● Problem to work on
Copy each line in which the string "component" occurs.
___ Records for the exercise
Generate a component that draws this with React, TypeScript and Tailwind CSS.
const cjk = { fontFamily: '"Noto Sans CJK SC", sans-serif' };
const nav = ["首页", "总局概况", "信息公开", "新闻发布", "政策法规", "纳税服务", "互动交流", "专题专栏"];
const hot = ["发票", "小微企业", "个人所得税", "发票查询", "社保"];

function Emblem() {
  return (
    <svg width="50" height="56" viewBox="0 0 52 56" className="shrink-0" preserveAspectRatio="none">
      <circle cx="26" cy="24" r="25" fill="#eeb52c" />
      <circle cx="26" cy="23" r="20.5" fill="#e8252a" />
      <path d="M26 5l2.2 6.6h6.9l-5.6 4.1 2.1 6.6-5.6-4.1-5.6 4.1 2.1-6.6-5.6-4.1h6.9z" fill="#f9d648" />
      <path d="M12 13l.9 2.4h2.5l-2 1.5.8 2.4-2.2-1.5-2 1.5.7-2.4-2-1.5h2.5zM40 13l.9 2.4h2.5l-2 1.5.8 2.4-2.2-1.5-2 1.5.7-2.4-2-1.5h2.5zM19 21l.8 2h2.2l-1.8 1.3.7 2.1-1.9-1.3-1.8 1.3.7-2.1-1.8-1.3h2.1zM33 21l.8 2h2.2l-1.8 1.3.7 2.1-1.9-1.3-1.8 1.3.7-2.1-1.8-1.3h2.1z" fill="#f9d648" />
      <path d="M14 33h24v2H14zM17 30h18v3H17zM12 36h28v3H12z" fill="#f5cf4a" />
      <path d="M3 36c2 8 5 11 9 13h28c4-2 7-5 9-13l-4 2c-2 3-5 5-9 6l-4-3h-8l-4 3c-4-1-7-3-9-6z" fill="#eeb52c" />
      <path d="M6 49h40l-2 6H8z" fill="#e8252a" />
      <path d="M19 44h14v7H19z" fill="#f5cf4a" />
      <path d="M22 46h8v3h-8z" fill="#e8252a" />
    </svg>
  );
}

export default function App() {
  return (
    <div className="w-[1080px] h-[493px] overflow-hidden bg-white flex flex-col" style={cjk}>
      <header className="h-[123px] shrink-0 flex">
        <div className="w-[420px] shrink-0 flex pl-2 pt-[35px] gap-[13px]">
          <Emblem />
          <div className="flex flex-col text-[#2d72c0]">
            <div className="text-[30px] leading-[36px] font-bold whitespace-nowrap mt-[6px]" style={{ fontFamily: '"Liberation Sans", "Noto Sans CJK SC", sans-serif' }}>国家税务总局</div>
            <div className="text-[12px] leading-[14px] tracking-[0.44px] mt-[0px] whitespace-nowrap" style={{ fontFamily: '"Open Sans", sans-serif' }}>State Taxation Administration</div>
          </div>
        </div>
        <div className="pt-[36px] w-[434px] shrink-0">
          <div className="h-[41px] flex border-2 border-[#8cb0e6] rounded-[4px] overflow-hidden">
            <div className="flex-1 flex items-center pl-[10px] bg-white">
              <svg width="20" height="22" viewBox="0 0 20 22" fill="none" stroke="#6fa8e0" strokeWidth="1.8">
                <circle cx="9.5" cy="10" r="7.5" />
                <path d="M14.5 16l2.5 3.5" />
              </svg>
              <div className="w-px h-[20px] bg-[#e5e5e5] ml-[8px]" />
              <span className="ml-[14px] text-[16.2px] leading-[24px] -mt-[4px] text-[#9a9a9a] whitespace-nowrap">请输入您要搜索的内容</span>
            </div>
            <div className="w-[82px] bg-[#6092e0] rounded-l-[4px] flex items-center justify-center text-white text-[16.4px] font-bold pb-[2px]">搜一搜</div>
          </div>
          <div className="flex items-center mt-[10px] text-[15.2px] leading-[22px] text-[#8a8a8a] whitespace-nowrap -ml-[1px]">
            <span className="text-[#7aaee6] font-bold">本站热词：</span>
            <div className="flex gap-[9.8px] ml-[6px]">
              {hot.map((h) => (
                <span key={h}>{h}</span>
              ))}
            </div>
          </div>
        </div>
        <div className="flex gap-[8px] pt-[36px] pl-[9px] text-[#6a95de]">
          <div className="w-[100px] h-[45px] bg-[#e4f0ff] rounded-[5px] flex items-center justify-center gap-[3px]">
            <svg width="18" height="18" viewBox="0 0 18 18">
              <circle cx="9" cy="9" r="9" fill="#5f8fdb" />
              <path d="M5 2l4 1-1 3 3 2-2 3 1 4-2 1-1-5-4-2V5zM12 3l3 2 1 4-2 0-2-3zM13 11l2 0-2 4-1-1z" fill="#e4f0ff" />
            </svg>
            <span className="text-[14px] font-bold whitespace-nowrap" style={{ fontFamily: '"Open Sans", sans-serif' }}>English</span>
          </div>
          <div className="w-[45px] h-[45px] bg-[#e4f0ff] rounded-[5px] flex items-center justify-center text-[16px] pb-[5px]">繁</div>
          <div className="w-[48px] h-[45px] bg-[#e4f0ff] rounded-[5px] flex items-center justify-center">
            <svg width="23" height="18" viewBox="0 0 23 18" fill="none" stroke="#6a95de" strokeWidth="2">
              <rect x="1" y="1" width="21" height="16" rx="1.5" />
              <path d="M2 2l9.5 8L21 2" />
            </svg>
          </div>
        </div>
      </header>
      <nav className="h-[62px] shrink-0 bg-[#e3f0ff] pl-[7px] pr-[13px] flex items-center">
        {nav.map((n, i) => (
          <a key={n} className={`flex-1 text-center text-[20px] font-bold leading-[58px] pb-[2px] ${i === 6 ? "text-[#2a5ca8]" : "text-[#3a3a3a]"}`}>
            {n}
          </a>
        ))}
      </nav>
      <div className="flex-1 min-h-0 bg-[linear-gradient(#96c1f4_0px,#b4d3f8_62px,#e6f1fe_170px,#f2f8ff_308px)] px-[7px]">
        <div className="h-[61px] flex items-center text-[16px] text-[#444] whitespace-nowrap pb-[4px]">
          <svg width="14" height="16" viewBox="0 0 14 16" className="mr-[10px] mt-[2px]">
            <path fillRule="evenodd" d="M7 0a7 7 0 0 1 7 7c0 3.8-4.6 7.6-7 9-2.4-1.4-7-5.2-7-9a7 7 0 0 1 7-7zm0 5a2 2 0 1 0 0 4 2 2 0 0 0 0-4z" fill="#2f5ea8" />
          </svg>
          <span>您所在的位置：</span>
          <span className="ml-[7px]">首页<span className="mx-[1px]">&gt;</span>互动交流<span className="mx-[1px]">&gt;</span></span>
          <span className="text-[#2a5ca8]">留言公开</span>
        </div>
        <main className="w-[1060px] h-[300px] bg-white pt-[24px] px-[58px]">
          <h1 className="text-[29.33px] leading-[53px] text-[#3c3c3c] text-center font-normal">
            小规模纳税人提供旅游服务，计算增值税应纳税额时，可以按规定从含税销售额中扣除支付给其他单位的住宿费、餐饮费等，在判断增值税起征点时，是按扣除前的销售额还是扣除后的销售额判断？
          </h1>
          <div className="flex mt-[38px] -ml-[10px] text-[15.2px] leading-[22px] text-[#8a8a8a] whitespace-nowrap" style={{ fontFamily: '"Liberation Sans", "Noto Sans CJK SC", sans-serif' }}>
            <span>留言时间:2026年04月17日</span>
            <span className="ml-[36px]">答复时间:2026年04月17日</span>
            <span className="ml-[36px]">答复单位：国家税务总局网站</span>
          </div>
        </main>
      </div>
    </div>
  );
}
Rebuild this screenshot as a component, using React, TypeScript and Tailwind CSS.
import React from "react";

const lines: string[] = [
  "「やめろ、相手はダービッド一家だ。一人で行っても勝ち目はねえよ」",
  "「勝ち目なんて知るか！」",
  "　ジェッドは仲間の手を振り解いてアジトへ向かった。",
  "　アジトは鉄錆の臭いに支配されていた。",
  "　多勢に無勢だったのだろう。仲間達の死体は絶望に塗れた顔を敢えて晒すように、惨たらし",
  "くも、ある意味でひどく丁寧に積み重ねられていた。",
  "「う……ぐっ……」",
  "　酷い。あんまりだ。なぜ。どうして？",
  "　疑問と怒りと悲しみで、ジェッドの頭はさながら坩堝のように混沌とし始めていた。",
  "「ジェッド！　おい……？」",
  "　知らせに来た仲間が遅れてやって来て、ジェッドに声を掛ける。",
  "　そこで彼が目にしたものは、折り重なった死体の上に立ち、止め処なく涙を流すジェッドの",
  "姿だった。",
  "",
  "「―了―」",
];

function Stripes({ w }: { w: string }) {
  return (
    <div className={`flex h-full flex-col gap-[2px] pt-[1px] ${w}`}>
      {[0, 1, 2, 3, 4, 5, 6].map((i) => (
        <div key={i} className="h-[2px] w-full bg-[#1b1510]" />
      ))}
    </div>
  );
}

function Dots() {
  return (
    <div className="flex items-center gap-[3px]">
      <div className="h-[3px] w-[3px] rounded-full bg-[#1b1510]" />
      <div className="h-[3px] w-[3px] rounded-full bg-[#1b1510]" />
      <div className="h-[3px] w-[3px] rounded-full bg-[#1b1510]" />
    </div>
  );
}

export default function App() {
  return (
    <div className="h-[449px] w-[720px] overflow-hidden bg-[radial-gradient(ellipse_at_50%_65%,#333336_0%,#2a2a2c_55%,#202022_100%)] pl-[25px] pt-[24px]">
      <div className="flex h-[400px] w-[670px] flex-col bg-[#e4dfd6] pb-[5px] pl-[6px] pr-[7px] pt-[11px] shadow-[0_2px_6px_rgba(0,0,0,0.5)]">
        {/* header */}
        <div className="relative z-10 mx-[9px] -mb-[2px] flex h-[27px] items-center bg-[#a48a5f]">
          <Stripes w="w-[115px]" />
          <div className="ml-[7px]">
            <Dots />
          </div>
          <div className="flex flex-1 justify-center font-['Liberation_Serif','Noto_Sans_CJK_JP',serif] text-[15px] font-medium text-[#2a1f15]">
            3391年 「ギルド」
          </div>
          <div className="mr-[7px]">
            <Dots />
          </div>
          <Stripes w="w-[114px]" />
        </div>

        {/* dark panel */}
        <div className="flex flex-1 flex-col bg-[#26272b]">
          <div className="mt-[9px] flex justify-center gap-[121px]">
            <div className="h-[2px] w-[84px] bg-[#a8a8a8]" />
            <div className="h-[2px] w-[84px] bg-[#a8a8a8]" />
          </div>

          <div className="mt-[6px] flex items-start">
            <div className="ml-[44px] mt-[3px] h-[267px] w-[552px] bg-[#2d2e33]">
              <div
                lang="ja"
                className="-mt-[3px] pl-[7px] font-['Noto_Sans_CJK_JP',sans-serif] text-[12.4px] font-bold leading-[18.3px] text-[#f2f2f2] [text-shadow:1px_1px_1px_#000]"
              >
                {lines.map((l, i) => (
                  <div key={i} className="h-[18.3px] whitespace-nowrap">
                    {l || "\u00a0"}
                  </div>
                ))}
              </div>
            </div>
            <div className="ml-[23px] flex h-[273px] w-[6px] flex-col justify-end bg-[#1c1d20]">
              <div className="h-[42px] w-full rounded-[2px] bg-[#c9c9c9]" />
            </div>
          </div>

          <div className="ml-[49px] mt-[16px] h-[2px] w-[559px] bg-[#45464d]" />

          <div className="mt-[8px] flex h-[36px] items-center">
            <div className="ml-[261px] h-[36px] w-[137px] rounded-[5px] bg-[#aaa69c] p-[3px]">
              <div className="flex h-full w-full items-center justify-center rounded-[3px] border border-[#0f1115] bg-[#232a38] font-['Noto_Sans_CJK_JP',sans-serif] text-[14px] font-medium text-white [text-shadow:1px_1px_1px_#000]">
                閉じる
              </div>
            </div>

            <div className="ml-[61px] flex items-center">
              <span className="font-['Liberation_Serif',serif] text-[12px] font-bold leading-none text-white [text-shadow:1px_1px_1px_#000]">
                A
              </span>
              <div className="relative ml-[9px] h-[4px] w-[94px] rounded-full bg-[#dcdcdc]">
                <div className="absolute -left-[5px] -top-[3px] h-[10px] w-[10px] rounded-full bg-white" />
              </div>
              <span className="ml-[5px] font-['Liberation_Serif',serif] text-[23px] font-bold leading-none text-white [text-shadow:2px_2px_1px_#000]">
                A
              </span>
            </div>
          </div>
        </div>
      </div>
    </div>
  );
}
______
● Result for this exercise
Generate a component that draws this with React, TypeScript and Tailwind CSS.
Rebuild this screenshot as a component, using React, TypeScript and Tailwind CSS.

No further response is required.